Operationalizing Machine Learning

In this project, we are working with the Bank Marketing dataset. We use Azure to configure a cloud-based machine learning production model using AutoML, deploy it, and consume it. We are also creating, publishing, and consuming a pipeline.

This dataset is about a phone call marketing campaign. The original data can be found @UC Irvine Machine Learning Repository. The dataset can be used (as we are using) to predict if the client will subscribe to a term deposit or not. The target variable is y.

The lab environment provided by Udacity will not be used for this project. Instead, a local development environment along with a Microsoft Azure account will be used.

Architectural Diagram

In this project, We are following the below steps:

Authentication
Automated ML Experiment
Deploy the Best Model
Enable Logging
Swagger Documentation
Consume Model Endpoints
Create and Publish a Pipeline
Documentation

Image by Udacity

Key Steps

Authentication

Authentication is crucial for the continuous flow of operations. Continuous Integration and Delivery system (CI/CD) rely on uninterrupted flows. When authentication is not set properly, it requires human interaction and thus, the flow is interrupted. An ideal scenario is that the system doesn't stop waiting for a user to input a password. So whenever possible, it's good to use authentication with automation.

A “Service Principal” is a user role with controlled permissions to access specific resources. Using a service principal is a great way to allow authentication while reducing the scope of permissions, which enhances security.

We will use local environment for Authentication.

Main operations in the Authentication step are as follows:
- Use Git Bash to sign in Microsoft account using the az login command.
Git Bash screen showing the result 'az login' command
- Ensure the az command-line tool is installed along with the ml using the az extension add -n azure-cli-ml command.
Git Bash screen showing the result 'az extension add -n azure-cli-ml' command
- Create the Service Principal with az after login in using the az ad sp create-for-rbac --sdk-auth --name ml-auth command.
Git Bash screen showing the result 'az ad sp create-for-rbac --sdk-auth --name ml-auth' command
- Capture the "objectId" using the clientID. Use the following command:
az ad sp show --id xxxxxxxx-3af0-4065-8e14-xxxxxxxxxxxx

Git Bash screen showing the result 'az ad sp show --id xxxxxxxx-3af0-4065-8e14-xxxxxxxxxxxx' command
- Assign the role to the new Service Principal for the given Workspace, Resource Group, and User objectId. You will need to match your workspace, subscription, and ID. There should be no error in the output. Use the following command:
az ml workspace share -w xxx -g xxx --user xxxxxxxx-cbdb-4cfd-089f-xxxxxxxxxxxx --role owner

Git Bash screen showing the result 'az ml workspace share -w xxx -g xxx --user xxxxxxxx-cbdb-4cfd-089f-xxxxxxxxxxxx --role owner' command
Automated ML Experiment

In this step, we will create an experiment using Automated ML, configure a compute cluster, and use that cluster to run the experiment. We will use Azure portal for this purpose.

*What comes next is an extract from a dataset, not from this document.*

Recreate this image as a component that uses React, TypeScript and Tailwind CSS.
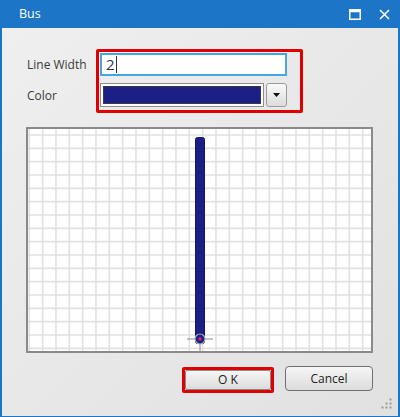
import React from "react";

const font = { fontFamily: '"Open Sans", "Noto Sans", "Liberation Sans", sans-serif' };

function Grid() {
    const w = 343;
    const h = 222;
    const step = 40 / 3;
    const xs: number[] = [];
    for (let x = 1.3; x < w; x += step) xs.push(x);
    const ys: number[] = [];
    for (let y = 6; y < h; y += step) ys.push(y);

    return (
        <svg width={w} height={h} className="block">
            <rect width={w} height={h} fill="#ffffff" />
            {xs.map((x) => (
                <line key={"v" + x} x1={x} x2={x} y1={0} y2={h} stroke="#e1e1e1" strokeWidth={1.6} />
            ))}
            {ys.map((y) => (
                <line key={"h" + y} x1={0} x2={w} y1={y} y2={y} stroke="#e1e1e1" strokeWidth={1.6} />
            ))}
            {/* bus line */}
            <rect x={167.5} y={8.5} width={9} height={206} rx={2} fill="#1b1f85" stroke="#12166a" strokeWidth={1} />
            {/* end point marker */}
            <line x1={159} x2={185} y1={210} y2={210} stroke="#8a8a8a" strokeWidth={1} />
            <line x1={172} x2={172} y1={210} y2={222} stroke="#8a8a8a" strokeWidth={1} />
            <circle cx={172} cy={210} r={5} fill="#1b1f85" stroke="#b0b0b0" strokeWidth={1.2} />
            <rect x={170.5} y={208.5} width={3} height={3} fill="#e0247c" />
        </svg>
    );
}

export default function App() {
    return (
        <div className="w-[400px] h-[417px] bg-[#1c75c7] flex flex-col px-[2px] pb-[1px]" style={font}>
            {/* Title bar */}
            <div className="h-[28px] shrink-0 flex items-center justify-between pl-[17px] pr-[6px]">
                <span className="text-white text-[12.5px] leading-none">Bus</span>
                <div className="flex items-center gap-[18px] pr-[2px]">
                    <svg width="12" height="11" viewBox="0 0 12 11">
                        <rect x="0.75" y="0.75" width="10.5" height="9.5" fill="none" stroke="#ffffff" strokeWidth="1.5" />
                        <rect x="0.75" y="0.75" width="10.5" height="2.5" fill="#ffffff" />
                    </svg>
                    <svg width="11" height="11" viewBox="0 0 11 11">
                        <path d="M1 1 L10 10 M10 1 L1 10" stroke="#ffffff" strokeWidth="1.6" />
                    </svg>
                </div>
            </div>

            {/* Content */}
            <div className="relative flex-1 bg-gradient-to-br from-[#efefef] to-[#e1e1e1] flex flex-col pl-[24px] pt-[21px]">
                {/* Form */}
                <div className="flex">
                    <div className="w-[70px] flex flex-col text-[12px] text-[#3a3a3a] pt-[1px]">
                        <div className="h-[30px] flex items-center pl-[1px]">Line Width</div>
                        <div className="h-[24px] mt-[4px] flex items-center pl-[1px]">Color</div>
                    </div>
                    <div className="w-[207px] h-[64px] border-[3px] border-[#e00000] rounded-[2px] pt-[1px] pl-[1px] flex flex-col gap-[7px]">
                        <div className="w-[187px] h-[23px] bg-white border-2 border-[#46a6e2] flex items-center pl-[4px]">
                            <span className="text-[15px] leading-none text-[#2c3550]">2</span>
                            <span className="w-[1px] h-[17px] bg-[#333] ml-[1px]" />
                        </div>
                        <div className="w-[187px] h-[24px] flex">
                            <div className="flex-1 border border-[#8c8c8c] bg-white p-[2px]">
                                <div className="h-full bg-[#1c1f86] border border-[#3a3a3a]" />
                            </div>
                            <div className="w-[21px] ml-[2px] rounded-[3px] border border-[#9a9a9a] bg-gradient-to-b from-[#fafafa] to-[#dcdcdc] flex items-center justify-center">
                                <svg width="7" height="4" viewBox="0 0 7 4">
                                    <path d="M0 0 L7 0 L3.5 4 Z" fill="#111" />
                                </svg>
                            </div>
                        </div>
                    </div>
                </div>

                {/* Canvas */}
                <div className="mt-[14px] w-[347px] h-[226px] border-2 border-[#8a8a8a]">
                    <Grid />
                </div>

                {/* Buttons */}
                <div className="w-[347px] flex justify-end items-start gap-[11px] mt-[13px]">
                    <div className="w-[92px] h-[26px] border-[3px] border-[#e00000] rounded-[2px] mt-[1px]">
                        <button className="w-full h-full rounded-[2px] border border-[#8a8a8a] bg-gradient-to-b from-[#f6f6f6] to-[#dcdcdc] text-[12px] text-[#222] leading-none flex items-center justify-center">
                            O K
                        </button>
                    </div>
                    <button className="w-[88px] h-[25px] rounded-[4px] border border-[#707070] bg-gradient-to-b from-[#f6f6f6] to-[#dcdcdc] text-[12px] text-[#222] leading-none flex items-center justify-center">
                        Cancel
                    </button>
                </div>

                {/* Resize grip */}
                <svg className="absolute right-[6px] bottom-[7px]" width="11" height="11" viewBox="0 0 11 11">
                    {[[9, 1], [9, 5], [5, 5], [9, 9], [5, 9], [1, 9]].map(([x, y]) => (
                        <rect key={`${x}-${y}`} x={x - 0.5} y={y - 0.5} width="2" height="2" fill="#9a9a9a" />
                    ))}
                </svg>
            </div>
        </div>
    );
}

We will use the Bank Marketing dataset described above.

In the following section we will deploy the best model of this AutoML experiment.

We need to configure a compute cluster for this AutoML experiment. To do that we can either use an existing cluster or create a new one. We will create a new cluster with the following configuration:
- Region: eastus2
- Virtual machine priority: Low priority
- Virtual machine type: CPU
- Virtual machine size: Standart_DS12_v2
- Compute name: auto-ml
- Minimum number of nodes: 1
- Maximum number of nodes: 2
Run configuration for the autoML experiment is as follows:
- Experiment name (Create new): ml-experiment-1
- Target column: y
- Compute cluster name: auto-ml
- Primary metric: Accuracy
- Explain best model: Selected
- Exit criterion:
  - Training job time (hours): 1
- Concurrency:
  - Max concurrent iterations: 2
Main operations in the Automated ML Experiment step are as follows:
- Upload the bankmarketing_train.csv to Azure Machine Learning Studio so that it can be used when training the model.
Bank Marketing dataset
- Create a new AutoML run and select Bankmarketting Dataset
New AutoML Run
- Create a new AutoML experiment
A New Experiment
- Configure a new compute cluster
Create Compute Cluster
- Run the experiment using classification, ensure 'Explain best model' is checked
Additional Configurations

AutoML Run with status 'Running'
- Wait for the experiment to finish and explore the best model
AutoML Run with Status 'Completed'

Automated ML Tab Showing the Completed Experiment

Trained Models for Each Run

Best Model: VotingEnsemble
Deploy the Best Model

The best model in the previous step was a VotingEnsemble. Deploying the Best Model will allow to interact with the HTTP API service and interact with the model by sending data over POST requests.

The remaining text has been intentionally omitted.